A crise deveria também servir para unir os empresários em torno da abertura econômica, da agenda da competitividade e da retomada da produtividade no país. Mas os empresários que apoiam a democracia são os mesmos que vão à Brasília defender mais protecionismo e reserva de mercado para as suas indústrias. Suas reivindicações são responsáveis por transformar o Brasil numa das economias mais fechadas do mundo que ajudou a enriquecer algumas empresas em detrimento da perda de competitividade e produtividade do país.
A crise deveria criar um grande movimento cívico – como foi o Diretas Já – para unir o País em torno da defesa da democracia. Mas defensores da democracia vão às ruas e empregam meios anti-democráticos, como a violência, para defender a liberdade. Movimentos cívicos pró-democracia recorrem à censura para vetar o endosso de pessoas, como foi o caso do veto ao ex-juiz Sergio Moro. Nada mais anti-democrático.
A defesa do outro
Democracia implica na defesa da liberdade, do livre mercado, do Estado de Direito e da igualdade de oportunidade. Quando cada um quer dilacerar um pedaço desses princípios para justificar a defesa do seu quinhão de direitos e favores, a democracia está ameaçada não apenas por arruaceiros, mas também por atitudes egoístas do establishment.
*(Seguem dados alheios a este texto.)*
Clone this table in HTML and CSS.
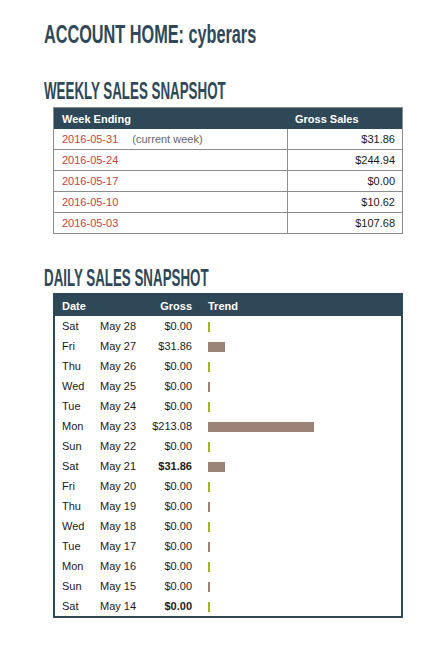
FILE: index.html
```html
<!DOCTYPE html>
<html lang="en">
<head>
    <meta charset="UTF-8">
    <meta name="viewport" content="width=device-width, initial-scale=1.0">
    <title>Account Home</title>
    <link rel="stylesheet" href="styles.css">
</head>
<body>
    <div class="page">
        <h1 class="title"><span class="squeeze">ACCOUNT HOME: cyberars</span></h1>

        <h2 class="section"><span class="squeeze">WEEKLY SALES SNAPSHOT</span></h2>
        <table class="weekly">
            <thead>
                <tr><th class="week">Week Ending</th><th class="gross">Gross Sales</th></tr>
            </thead>
            <tbody>
                <tr><td class="week"><span class="date">2016-05-31</span><span class="note">(current week)</span></td><td class="amount">$31.86</td></tr>
                <tr><td class="week"><span class="date">2016-05-24</span></td><td class="amount">$244.94</td></tr>
                <tr><td class="week"><span class="date">2016-05-17</span></td><td class="amount">$0.00</td></tr>
                <tr><td class="week"><span class="date">2016-05-10</span></td><td class="amount">$10.62</td></tr>
                <tr><td class="week"><span class="date">2016-05-03</span></td><td class="amount">$107.68</td></tr>
            </tbody>
        </table>

        <h2 class="section daily-title"><span class="squeeze">DAILY SALES SNAPSHOT</span></h2>
        <table class="daily">
            <thead>
                <tr><th class="day">Date</th><th class="md"></th><th class="gross">Gross</th><th class="trend">Trend</th></tr>
            </thead>
            <tbody>
                <tr><td class="day">Sat</td><td class="md">May 28</td><td class="gross">$0.00</td><td class="trend"><span class="bar zero"></span></td></tr>
                <tr><td class="day">Fri</td><td class="md">May 27</td><td class="gross">$31.86</td><td class="trend"><span class="bar" style="width: 17px"></span></td></tr>
                <tr><td class="day">Thu</td><td class="md">May 26</td><td class="gross">$0.00</td><td class="trend"><span class="bar zero"></span></td></tr>
                <tr><td class="day">Wed</td><td class="md">May 25</td><td class="gross">$0.00</td><td class="trend"><span class="bar" style="width: 2px"></span></td></tr>
                <tr><td class="day">Tue</td><td class="md">May 24</td><td class="gross">$0.00</td><td class="trend"><span class="bar zero"></span></td></tr>
                <tr><td class="day">Mon</td><td class="md">May 23</td><td class="gross">$213.08</td><td class="trend"><span class="bar" style="width: 106px"></span></td></tr>
                <tr><td class="day">Sun</td><td class="md">May 22</td><td class="gross">$0.00</td><td class="trend"><span class="bar zero"></span></td></tr>
                <tr><td class="day">Sat</td><td class="md">May 21</td><td class="gross total">$31.86</td><td class="trend"><span class="bar" style="width: 17px"></span></td></tr>
                <tr><td class="day">Fri</td><td class="md">May 20</td><td class="gross">$0.00</td><td class="trend"><span class="bar zero"></span></td></tr>
                <tr><td class="day">Thu</td><td class="md">May 19</td><td class="gross">$0.00</td><td class="trend"><span class="bar" style="width: 2px"></span></td></tr>
                <tr><td class="day">Wed</td><td class="md">May 18</td><td class="gross">$0.00</td><td class="trend"><span class="bar zero"></span></td></tr>
                <tr><td class="day">Tue</td><td class="md">May 17</td><td class="gross">$0.00</td><td class="trend"><span class="bar" style="width: 2px"></span></td></tr>
                <tr><td class="day">Mon</td><td class="md">May 16</td><td class="gross">$0.00</td><td class="trend"><span class="bar zero"></span></td></tr>
                <tr><td class="day">Sun</td><td class="md">May 15</td><td class="gross">$0.00</td><td class="trend"><span class="bar" style="width: 2px"></span></td></tr>
                <tr><td class="day">Sat</td><td class="md">May 14</td><td class="gross total">$0.00</td><td class="trend"><span class="bar zero"></span></td></tr>
            </tbody>
        </table>
    </div>
</body>
</html>
```

FILE: styles.css
```css
body {
    margin: 0;
    background: #ffffff;
    font-family: "Liberation Sans", Arial, sans-serif;
    font-size: 11px;
    color: #1a1a1a;
}
.page {
    padding: 22px 0 0 44px;
}
.title,
.section {
    font-family: "Liberation Sans", Arial, sans-serif;
    font-weight: bold;
    color: #2f4858;
    margin: 0;
    line-height: 1;
    white-space: nowrap;
}
/* no condensed face installed, so squeeze the bold one */
.squeeze {
    display: inline-block;
    transform-origin: left center;
}
.title {
    font-size: 25px;
    height: 57px;
}
.title .squeeze {
    transform: scaleX(0.65);
}
.section {
    font-size: 24px;
    height: 28px;
}
.section .squeeze {
    transform: scaleX(0.556);
}
.daily-title {
    margin-top: 32px;
    height: 27px;
}
table {
    border-collapse: collapse;
    margin-left: 9px;
    width: 350px;
    table-layout: fixed;
}
th {
    background: #2f4858;
    color: #ffffff;
    font-weight: bold;
    text-align: left;
    height: 21px;
    padding: 0;
}

/* weekly */
.weekly {
    border: 1px solid #8c8c8c;
}
.weekly th.week {
    width: 225px;
    padding-left: 8px;
}
.weekly th.gross {
    padding-left: 8px;
}
.weekly td {
    height: 20px;
    padding: 0;
    border-bottom: 1px solid #8c8c8c;
}
.weekly td.week {
    padding-left: 8px;
    border-right: 1px solid #8c8c8c;
}
.weekly .date {
    color: #c0453a;
}
.weekly .note {
    color: #666666;
    margin-left: 14px;
}
.weekly td.amount {
    text-align: right;
    padding-right: 7px;
}

/* daily */
.daily {
    border: 2px solid #2f4858;
}
.daily th,
.daily td {
    padding: 0;
}
.daily td {
    height: 20px;
}
.daily .day {
    width: 38px;
    padding-left: 7px;
}
.daily .md {
    width: 52px;
}
.daily .gross {
    width: 40px;
    text-align: right;
}
.daily .trend {
    padding-left: 16px;
}
.daily .total {
    font-weight: bold;
}
.bar {
    display: inline-block;
    vertical-align: middle;
    width: 2px;
    height: 10px;
    background: #9b8477;
}
.bar.zero {
    background: #9bbb14;
}
```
A coerência entre palavras e ações vai separar os defensores dos inimigos da democracia.
Quando os princípios e valores deixam de nortear a ação política, resta apenas a pequenez de reinvindicações, o egoísmo das ambições pessoais e o resultado fugaz de atitudes mesquinhas. O mundo fica menor e as virtudes da democracia tornam-se mero chavões de discurso hipócritas, que camuflam a falta de coragem, determinação e resiliência para defender a democracia.
No passado recente, quando o Brasil tinha estadistas dispostos a lutar sem trégua pela democracia, líderes como Ulysses Guimarães diziam “Política não se faz com ódio, pois não é função hepática. Política é filha da consciência, irmã do caráter e hóspede do coração”. As pessoas aplaudiam o seu líder e seguiam caminhando, ocupando praças e ruas em todo o Brasil, defendendo a democracia e reunindo pessoas de todas as correntes partidárias e ideológicas em torno de um único propósito: a luta por um país democrático.
As pequenas mesquinharias individuais destroem a confiança no Estado, nas leis e nas instituições democráticas, abrindo o caminho para o triunfo do populismo e, em última instância, da barbárie.